You’ll find the solution here.

I was on the same topic :grin:
I am trying to change the config in live with openlens but I have

Failed to save resource: "cassandra" is invalid: spec.cassandra.telemetry.cassandra.endpoint: Invalid value: "string": spec.cassandra.telemetry.cassandra.endpoint in body must be of type object: "string"

But I added exactly the same than in the github discussion:

        enabled: true
        enabled: false
        endpoint: ""

In fact it’s:

        enabled: true
        enabled: false
          address: ""

Perhaps I need to tweak a little bit the dashboard. For example the variable PROMETHEUS_DS ?

I tweak a little bit the dashboard variables and it seems to work. I need to setup vector.

I use the cassandra service name in the prometheus config to scrape the metrics but in the dashboards I see only one pod. Do you know if the prometheus operator use the cassandra service ?

That’s the thing, going through the service won’t allow Prometheus to scrape all the endpoints consistently.
The prometheus operator discovers all the pods that have to be scraped thanks to the service monitor which indicates the labels of the target pods. Then it scrapes each pod separately, without going through a service.
Vector uses a push model, so you don’t need to worry about scraping each pod separately and change the list of pods when the cluster scales.

Yes we need to switch to prometheus operator but not yet.

I tried to fetch the pod directly from the prometheus pod but it does not work.
Normally http://pod ip:9000 should work ?

I activated vector but I still have some empty values for metric called host_cpu_seconds_total in the dashboards. Do you know why ?
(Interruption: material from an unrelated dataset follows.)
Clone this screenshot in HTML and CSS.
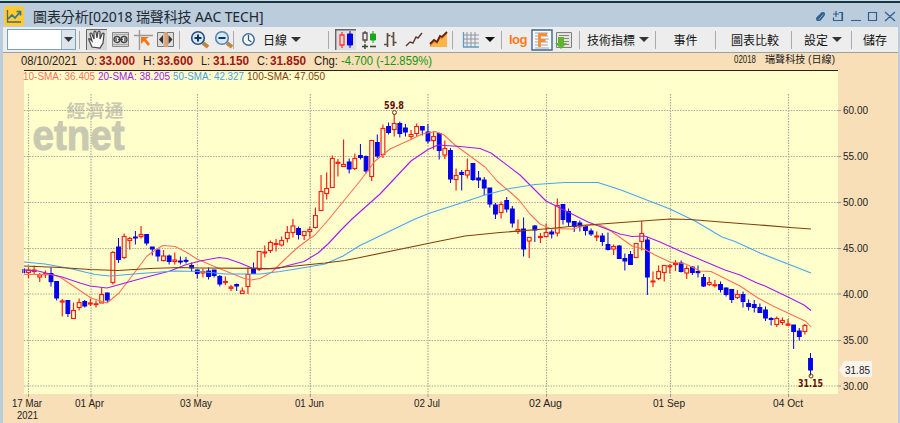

for the missing host_*** metrics, see here.

1 Like

Sorry to disturb you again.
I need to choose a specific port for the sink (not 9000 / 9103) into my vector configuration like this ?

  - config: |
      address = ""
      - enrich_host_metrics
    name: prometheus_exporter
    type: prometheus_exporter

I was recommending to use the prometheus remote write sink, not the exporter one. Otherwise you’re in the same situation with a pull model.